Gabrielle Lurie | AFP | Getty Images
Apple said on Monday that companies that offer digital classes through iPhone apps won’t have to use Apple’s App Store in-app purchases through June 2021, enabling them to charge customers directly without Apple’s 30% commission fee.
Apple said the extension was to help businesses by giving them more time to transition in-person events to digital events during the Covid-19 pandemic.
“Although apps are required to offer any paid online group event experiences (one-to-few and one-to-many realtime experiences) through in-app purchase in accordance with App Store Review guideline 3.1.1, we temporarily deferred this requirement with an original deadline of December 2020,” Apple wrote on its developer blog. “To allow additional time for developing in-app purchase solutions, this deadline has been extended to June 30, 2021.”
An Apple spokesperson did not have a comment beyond Monday’s announcement.
The move is the latest olive branch from Apple to critics of the App Store, which say the iPhone giant’s control over the platform and fees are anticompetitive. Apple also announced earlier this month that it planned to reduce its commission to 15% for app developers making under $1 million on Apple’s platforms in 2021.
Apple originally waived the in-app purchase requirement for group classes and events in September, after Facebook introduced a paid events feature and tried to include copy inside its apps warning that a cut of transactions for paid events would go to Apple. But at the time, Apple only suspended its fees through December. Monday’s announcement extended it for 6 more months.

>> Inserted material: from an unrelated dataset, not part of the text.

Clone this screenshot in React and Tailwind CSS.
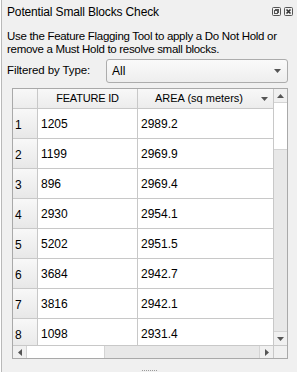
import React from "react";

const rows = [
  ["1", "1205", "2989.2"],
  ["2", "1199", "2969.9"],
  ["3", "896", "2969.4"],
  ["4", "2930", "2954.1"],
  ["5", "5202", "2951.5"],
  ["6", "3684", "2942.7"],
  ["7", "3816", "2942.1"],
  ["8", "1098", "2931.4"],
];

function Tri({ dir = "down", className = "" }) {
  const pts = {
    down: "0,0 7,0 3.5,4",
    up: "0,4 7,4 3.5,0",
    left: "4,0 4,7 0,3.5",
    right: "0,0 0,7 4,3.5",
  }[dir];
  const w = dir === "down" || dir === "up" ? 7 : 4;
  const h = dir === "down" || dir === "up" ? 4 : 7;
  return (
    <svg width={w} height={h} viewBox={`0 0 ${w} ${h}`} className={className}>
      <polygon points={pts} fill="#555" />
    </svg>
  );
}

export default function App() {
  return (
    <div
      className="w-[297px] h-[372px] bg-[#f0f0f0] text-black flex flex-col overflow-hidden border-l border-[#b9b9b9] ml-[1px]"
      style={{ fontFamily: '"Liberation Sans", Arial, sans-serif' }}
    >
      {/* title bar */}
      <div className="h-[24px] flex items-center pl-[5px] pr-[5px]">
        <span className="text-[12px] leading-none tracking-[-0.15px]">Potential Small Blocks Check</span>
        <div className="ml-auto flex items-center gap-[3px] mt-[-1px]">
          <svg width="9" height="9" viewBox="0 0 9 9">
            <rect x="0.5" y="0.5" width="8" height="8" rx="1" fill="none" stroke="#555" />
            <rect x="3.5" y="2.5" width="3" height="3" fill="none" stroke="#555" />
            <rect x="2.5" y="3.5" width="3" height="3" fill="#f0f0f0" stroke="#555" />
          </svg>
          <svg width="9" height="9" viewBox="0 0 9 9">
            <rect x="0.5" y="0.5" width="8" height="8" rx="1" fill="none" stroke="#555" />
            <path d="M2.5 2.5 L6.5 6.5 M6.5 2.5 L2.5 6.5" stroke="#333" strokeWidth="1.6" />
          </svg>
        </div>
      </div>

      {/* description */}
      <div className="mt-[6px] pl-[5px] text-[11.5px] leading-[13px] tracking-[-0.3px] whitespace-nowrap">
        <div>Use the Feature Flagging Tool to apply a Do Not Hold or</div>
        <div>remove a Must Hold to resolve small blocks.</div>
      </div>

      {/* filter row */}
      <div className="mt-[3px] flex items-center pl-[5px] pr-[10px] h-[24px]">
        <span className="text-[11.5px] tracking-[-0.1px] w-[99px]">Filtered by Type:</span>
        <div className="flex-1 h-[24px] bg-gradient-to-b from-[#fafafa] to-[#eeeeee] border border-[#acacac] rounded-[3px] flex items-center pl-[5px] pr-[6px]">
          <span className="text-[12px]">All</span>
          <Tri dir="down" className="ml-auto" />
        </div>
      </div>

      {/* table */}
      <div className="mt-[5px] ml-[10px] w-[276px] h-[271px] border border-[#a9a9a9] bg-white flex flex-col">
        <div className="flex h-[256px]">
          {/* cells */}
          <div className="w-[260px] flex flex-col overflow-hidden text-[12px]">
            {/* header */}
            <div className="flex h-[20px] shrink-0 border-b border-[#c8c8c8] bg-gradient-to-b from-[#f8f8f8] to-[#ececec] text-[11px]">
              <div className="w-[25px] border-r border-[#c8c8c8]" />
              <div className="w-[100px] border-r border-[#c8c8c8] flex items-center justify-center tracking-[-0.2px]">
                FEATURE ID
              </div>
              <div className="flex-1 flex items-center pl-[17px] pr-[5px]">
                <span>AREA (sq meters)</span>
                <Tri dir="down" className="ml-auto" />
              </div>
            </div>
            {rows.map((r) => (
              <div key={r[0]} className="flex h-[30px] shrink-0 border-b border-[#c8c8c8]">
                <div className="w-[25px] border-r border-[#c8c8c8] bg-gradient-to-b from-[#f8f8f8] to-[#e8e8e8] flex items-center pl-[2px] pt-[3px]">
                  {r[0]}
                </div>
                <div className="w-[100px] border-r border-[#c8c8c8] flex items-center pl-[3px] pt-[1px]">
                  {r[1]}
                </div>
                <div className="flex-1 flex items-center pl-[3px] pt-[1px]">{r[2]}</div>
              </div>
            ))}
          </div>
          {/* vertical scrollbar */}
          <div className="w-[14px] border-l border-[#c8c8c8] bg-[#e8e8e8] flex flex-col">
            <div className="h-[14px] bg-[#f0f0f0] flex items-center justify-center border-b border-[#d4d4d4]">
              <Tri dir="up" />
            </div>
            <div className="h-[47px] bg-white border-b border-[#d4d4d4]" />
            <div className="flex-1" />
            <div className="h-[14px] bg-[#f0f0f0] flex items-center justify-center border-t border-[#d4d4d4]">
              <Tri dir="down" />
            </div>
          </div>
        </div>
        {/* horizontal scrollbar */}
        <div className="flex h-[13px] border-t border-[#c8c8c8]">
          <div className="w-[260px] flex bg-[#e8e8e8]">
            <div className="w-[14px] bg-[#f0f0f0] flex items-center justify-center border-r border-[#d4d4d4]">
              <Tri dir="left" />
            </div>
            <div className="w-[78px] bg-white border-r border-[#d4d4d4]" />
            <div className="flex-1" />
            <div className="w-[14px] bg-[#f0f0f0] flex items-center justify-center border-l border-[#d4d4d4]">
              <Tri dir="right" />
            </div>
          </div>
          <div className="flex-1 bg-[#f0f0f0] border-l border-[#c8c8c8]" />
        </div>
      </div>

      {/* grip */}
      <div className="flex-1 flex items-end justify-center">
        <svg width="16" height="3" viewBox="0 0 16 3">
          {[0, 2, 4, 6, 8, 10, 12, 14].map((x) => (
            <rect key={x} x={x} y="1" width="1" height="1" fill="#9a9a9a" />
          ))}
        </svg>
      </div>
    </div>
  );
}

Apple requires iPhone apps to use Apple’s App Store payment processing, which takes 30% of total payments, and has been an antitrust focus of policymakers around the world. However, in-person goods, like ordering a ride through Uber or buying something from an online retailer, are not required to use App Store payments.
In September, Apple clarified that one-to-one person classes through an iPhone app could be billed directly, but any virtual classes where an instructor or group works with multiple people were required to use App Store payments.
The New York Times reported in July that some app makers, such as Airbnb and ClassPass, were switching business models to include more digital classes as in-person experiences were negatively affected by the pandemic, and Apple had asked them to use in-app purchases which entitled them to 30% of the sale.
Apple CEO Tim Cook was asked about the company’s policies around virtual classes and events at a congressional hearing in July by House Judiciary Committee Chairman Rep. Jerry Nadler.
“The pandemic is a tragedy and it’s hurting Americans and many people from all around the world and we would never take advantage of that,” Cook said. “I believe the cases that you’re talking about are cases where something has moved to a digital service, which technically does need to go through our commission model.”